When Rinaldo Rizzi settled in Kemmerer, he began his working career with his uncle, Giovanni (John) Rizzi who owned the local Union Mercantile Store and later became mayor of the town. Since the early days in Merano, when he used to carry his younger brother Eugenio in a rucksack over the Passo Palade to Tret, Rinaldo had suffered from ill health. Diagnosed with rheumatism, Rinaldo’s health continued to steadily decline. In 1939, Rinaldo entered a hospital in Salt Lake City, Utah with complications arising from his long illness. Anna traveled hurriedly from California to be by her son’s side. From his hospital bed, Rinaldo looked up into his mother’s eyes and whispered, "I don’t want to die now." Anna embraced her son and Rinaldo died quietly in his mother’s arms. His life, like that of his father’s was very short; a mere 38 years. Again, the cruel hand of fate had dealt a deadly blow. Badly broken by the experience, Anna returned to North Hollywood, California seeking the solace of what was left of her family.


For many years, Anna lived in a little guesthouse behind Giorgio’s home in North Hollywood. This is where I first remember seeing my nonna. The house was very small with a comparatively large kitchen. It was there that my nonna made the wonderful krapfane and other fine little pastries that I still fondly remember. She spent much of her remaining years quietly tending to her tatting and keeping in touch with others from her past. Above all, she took the time to take care of family and preserve the simple traditions that she had imported from the Val di Non. I remember the kind but faltering voice, never quite confident with her new language. I remember the little bits of Nones that would sift out from behind closed doors late at night. I remember the sights and sounds of a history and of a time gone by that I was too young to comprehend.

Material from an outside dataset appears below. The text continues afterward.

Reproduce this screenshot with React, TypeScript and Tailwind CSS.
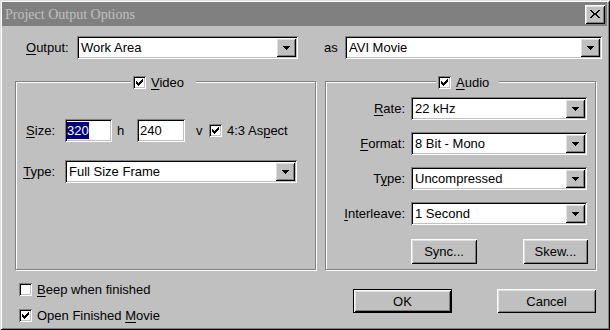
import React from 'react';

const sunken =
  'shadow-[inset_1px_1px_0_#808080,inset_-1px_-1px_0_#ffffff,inset_2px_2px_0_#000000,inset_-2px_-2px_0_#c0c0c0]';
const raised =
  'shadow-[inset_1px_1px_0_#ffffff,inset_-1px_-1px_0_#000000,inset_2px_2px_0_#dfdfdf,inset_-2px_-2px_0_#808080]';

function U({ children }: { children: React.ReactNode }) {
  return <span className="underline decoration-1 underline-offset-2">{children}</span>;
}

function Arrow() {
  return (
    <svg width="7" height="4" viewBox="0 0 7 4" shapeRendering="crispEdges">
      <path d="M0 0h7v1H0zM1 1h5v1H1zM2 2h3v1H2zM3 3h1v1H3z" fill="#000" />
    </svg>
  );
}

function CloseGlyph() {
  return (
    <svg width="10" height="8" viewBox="0 0 10 8" shapeRendering="crispEdges">
      <path
        d="M0 0h2v1H0zM8 0h2v1H8zM1 1h2v1H1zM7 1h2v1H7zM2 2h2v1H2zM6 2h2v1H6zM3 3h4v2H3zM2 5h2v1H2zM6 5h2v1H6zM1 6h2v1H1zM7 6h2v1H7zM0 7h2v1H0zM8 7h2v1H8z"
        fill="#000"
      />
    </svg>
  );
}

function Check({ checked }: { checked?: boolean }) {
  return (
    <span className={`flex h-[13px] w-[13px] shrink-0 items-center justify-center bg-white ${sunken}`}>
      {checked && (
        <svg width="7" height="7" viewBox="0 0 7 7" shapeRendering="crispEdges">
          <path
            d="M6 0h1v1H6zM5 1h2v1H5zM0 2h1v1H0zM4 2h3v1H4zM0 3h2v1H0zM3 3h3v1H3zM0 4h5v1H0zM1 5h3v1H1zM2 6h1v1H2z"
            fill="#000"
          />
        </svg>
      )}
    </span>
  );
}

function Combo({ value, className = '' }: { value: string; className?: string }) {
  return (
    <div className={`flex h-[23px] items-stretch bg-white p-[2px] ${sunken} ${className}`}>
      <span className="flex-1 truncate pl-[2px] leading-[19px]">{value}</span>
      <span className={`flex w-[20px] items-center justify-center bg-[#c0c0c0] ${raised}`}>
        <Arrow />
      </span>
    </div>
  );
}

function Button({ children, className = '', isDefault }: { children: React.ReactNode; className?: string; isDefault?: boolean }) {
  return (
    <div className={`${isDefault ? 'border border-black' : ''} ${className}`}>
      <div className={`flex h-full w-full items-center justify-center bg-[#c0c0c0] ${raised}`}>{children}</div>
    </div>
  );
}

export default function App() {
  return (
    <div
      className={`flex h-[330px] w-[610px] flex-col bg-[#c0c0c0] pb-[3px] pl-[2px] pr-[3px] pt-[2px] font-['Liberation_Sans',Arial,sans-serif] text-[13px] leading-[15px] text-black shadow-[inset_1px_1px_0_#dfdfdf,inset_-1px_-1px_0_#000000,inset_2px_2px_0_#ffffff,inset_-2px_-2px_0_#808080]`}
    >
      {/* Title bar */}
      <div className="flex h-[24px] shrink-0 items-center bg-[#808080] pl-[3px] pr-[2px]">
        <span className="flex-1 font-['Liberation_Serif',serif] text-[14px] text-[#c0c0c0]">Project Output Options</span>
        <span className={`flex h-[19px] w-[20px] items-center justify-center bg-[#c0c0c0] ${raised}`}>
          <CloseGlyph />
        </span>
      </div>

      {/* Output row */}
      <div className="mt-[10px] flex items-center pl-[24px]">
        <span className="w-[51px]">
          <U>O</U>utput:
        </span>
        <Combo value="Work Area" className="w-[221px]" />
        <span className="w-[47px] pl-[26px]">as</span>
        <Combo value="AVI Movie" className="w-[257px]" />
      </div>

      {/* Group boxes */}
      <div className="mt-[22px] flex gap-[9px] pl-[13px]">
        <div className="relative h-[189px] w-[301px] border border-[#808080] shadow-[1px_1px_0_#ffffff,inset_1px_1px_0_#ffffff]">
          <div className="absolute -top-[7px] left-[115px] flex items-center gap-[5px] bg-[#c0c0c0] pl-[2px] pr-[12px]">
            <Check checked />
            <span>
              <U>V</U>ideo
            </span>
          </div>
          <div className="flex flex-col pt-[37px]">
            <div className="flex items-center">
              <span className="w-[49px] pr-[10px] text-right">
                <U>S</U>ize:
              </span>
              <div className={`flex h-[23px] w-[47px] items-center bg-white px-[2px] ${sunken}`}>
                <span className="bg-[#000080] leading-[17px] text-white">320</span>
              </div>
              <span className="w-[25px] pl-[5px]">h</span>
              <div className={`flex h-[23px] w-[48px] items-center bg-white px-[3px] ${sunken}`}>240</div>
              <span className="w-[24px] pl-[11px]">v</span>
              <Check checked />
              <span className="pl-[5px]">
                4:3 As<U>p</U>ect
              </span>
            </div>
            <div className="mt-[18px] flex items-center">
              <span className="w-[49px] pr-[10px] text-right">
                <U>T</U>ype:
              </span>
              <Combo value="Full Size Frame" className="w-[232px]" />
            </div>
          </div>
        </div>

        <div className="relative h-[189px] w-[271px] border border-[#808080] shadow-[1px_1px_0_#ffffff,inset_1px_1px_0_#ffffff]">
          <div className="absolute -top-[7px] left-[110px] flex items-center gap-[5px] bg-[#c0c0c0] pl-[2px] pr-[10px]">
            <Check checked />
            <span>
              <U>A</U>udio
            </span>
          </div>
          <div className="flex flex-col gap-[12px] pt-[15px]">
            {[
              ['R', 'ate:', '', '22 kHz'],
              ['F', 'ormat:', '', '8 Bit - Mono'],
              ['T', 'pe:', 'y', 'Uncompressed'],
              ['I', 'nterleave:', '', '1 Second'],
            ].map(([a, rest, mid, value]) => (
              <div key={value} className="flex items-center">
                <span className="w-[85px] pr-[6px] text-right">
                  {mid ? (
                    <>
                      {a}
                      <U>{mid}</U>
                      {rest}
                    </>
                  ) : (
                    <>
                      <U>{a}</U>
                      {rest}
                    </>
                  )}
                </span>
                <Combo value={value} className="w-[176px]" />
              </div>
            ))}
          </div>
          <div className="mt-[14px] flex gap-[46px] pl-[85px]">
            <Button className="h-[25px] w-[66px]">Sync...</Button>
            <Button className="h-[25px] w-[65px]">Skew...</Button>
          </div>
        </div>
      </div>

      {/* Bottom */}
      <div className="flex">
        <div className="flex w-[351px] flex-col gap-[11px] pl-[17px] pt-[12px]">
          <div className="flex items-center gap-[5px]">
            <Check />
            <span>
              <U>B</U>eep when finished
            </span>
          </div>
          <div className="flex items-center gap-[5px]">
            <Check checked />
            <span>
              Open Finished <U>M</U>ovie
            </span>
          </div>
        </div>
        <div className="flex gap-[45px] pt-[19px]">
          <Button isDefault className="h-[24px] w-[99px]">
            OK
          </Button>
          <Button className="h-[24px] w-[99px]">Cancel</Button>
        </div>
      </div>
    </div>
  );
}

I remember the sound of the small brass bell she would ring when she needed oxygen administered during her last days in our home in San Fernando, California. And I remember too the day she died, as it was the only time I had ever seen tears fill my father’s eyes. Anna Rizzi passed away on November 24, 1956 at the age of 79.


With her passed an era of memories and experiences that I have just recently begun to explore. I still have thousands of unanswered questions and years of history to explore. I hope to do the task justice as I proceed carefully in the footsteps before me, from the Val di Non to Rock Springs and back again.


Allen E. Rizzi lives in Eugene, Oregon in the United States.

His family originated in the villages of Brez, Cloz and Tret in the Val di Non.